Die gravierenden Differenzen unter den Benutzern der sozialen Medien sind ein Spiegelbild der sozialen und intellektuellen Kluft, die die arabische Region derzeit entzweit. Der jüngste Terroranschlag verdeutlicht erneut, wie dringend wir ein weitergehendes Verständnis von Extremismus und extremistischen Gruppen benötigen, wenn wir deren Aktivitäten erfolgreich bezwingen wollen.

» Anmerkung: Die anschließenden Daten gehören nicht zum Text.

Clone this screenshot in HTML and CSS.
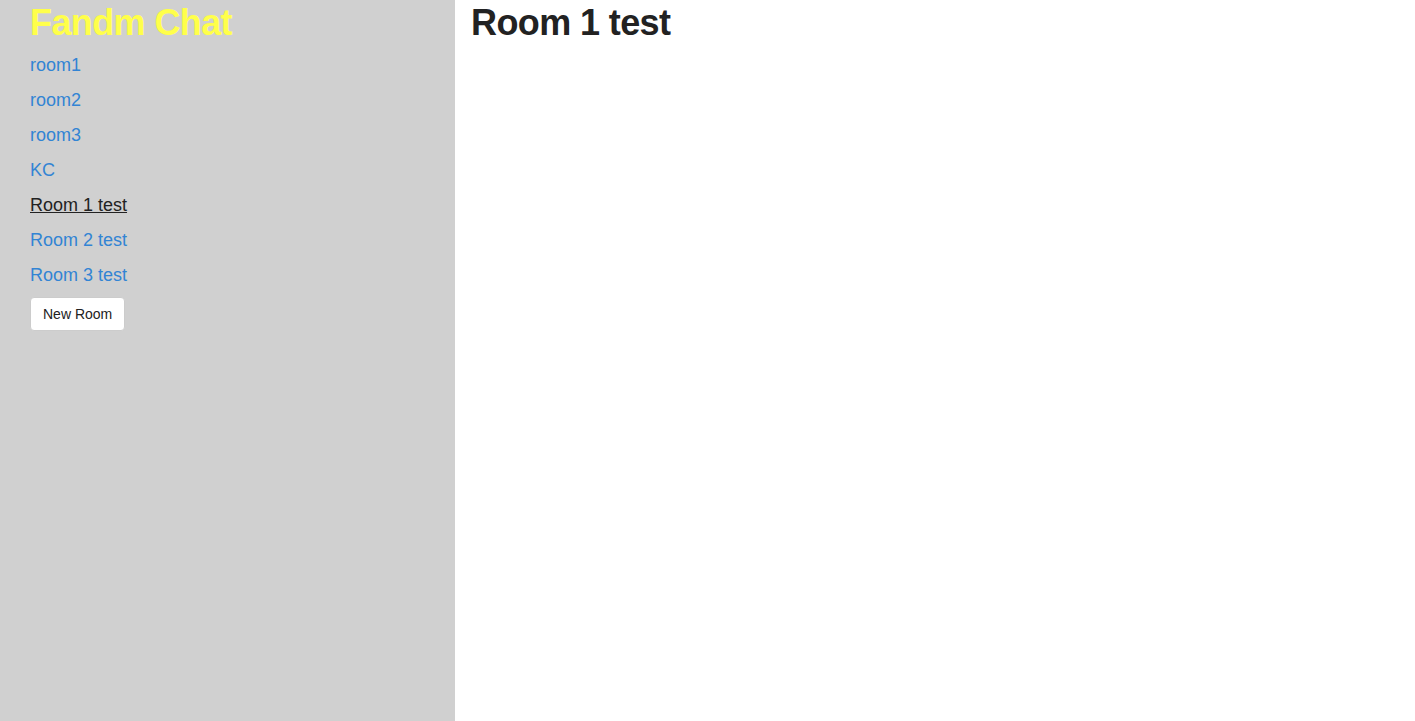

Westliche und arabische Länder (wie die Vereinigten Arabischen Emirate und andere Golfstaaten) wären gut beraten, konsequente und harte Maßnahmen gegen religiöse Extremisten zu ergreifen, die den Mord an anderen aus ideologischen Gründen oder wegen deren Lebensweise fordern und dazu ermutigen.
In einem wirtschaftlich und sozial entwickelten Land zu leben und die Ermordung unschuldiger Menschen zu beklatschen, nur weil diese einen Nachtclub besuchten, ist nicht hinnehmbar. Derartige Ansichten und Meinungen nähren nur die Flammen, die der IS und andere entfachen.
Wer die Sympathisanten solcher Ideen und Vorstellungen nicht verurteilt, nimmt freiwillig auf einer Zeitbombe Platz. Denn diese Leute verdienen weder den wirtschaftlichen Wohlstand noch die soziale Gleichheit und Gerechtigkeit der zivilisierten Länder. Solche Errungenschaften sind ein hohes Gut und ein Luxus, der diesen Leuten nicht zustehen sollte angesichts der Tatsache, dass sie aktiv die Ermordung unschuldiger Menschen unterstützen und nach ihrer religiösen "Moralvorstellung" Extremismus und Terrorismus fördern.
Sofern offizielle Anstrengungen nicht angemessen durchgesetzt werden, laufen die vielen Vorstöße von Aktivisten und Intellektuellen zur Abwehr von Extremismus überall in der muslimischen Welt ins Leere.
Ein stärkerer politischer Wille in Verbindung mit erprobten Programmen zur Förderung von Ausbildung, Erziehung und Zivilgesellschaft ist unverzichtbar, wenn wir die Geißel der Fehlauslegung des Islam abwehren und diese im Kern friedliche Religion verteidigen wollen.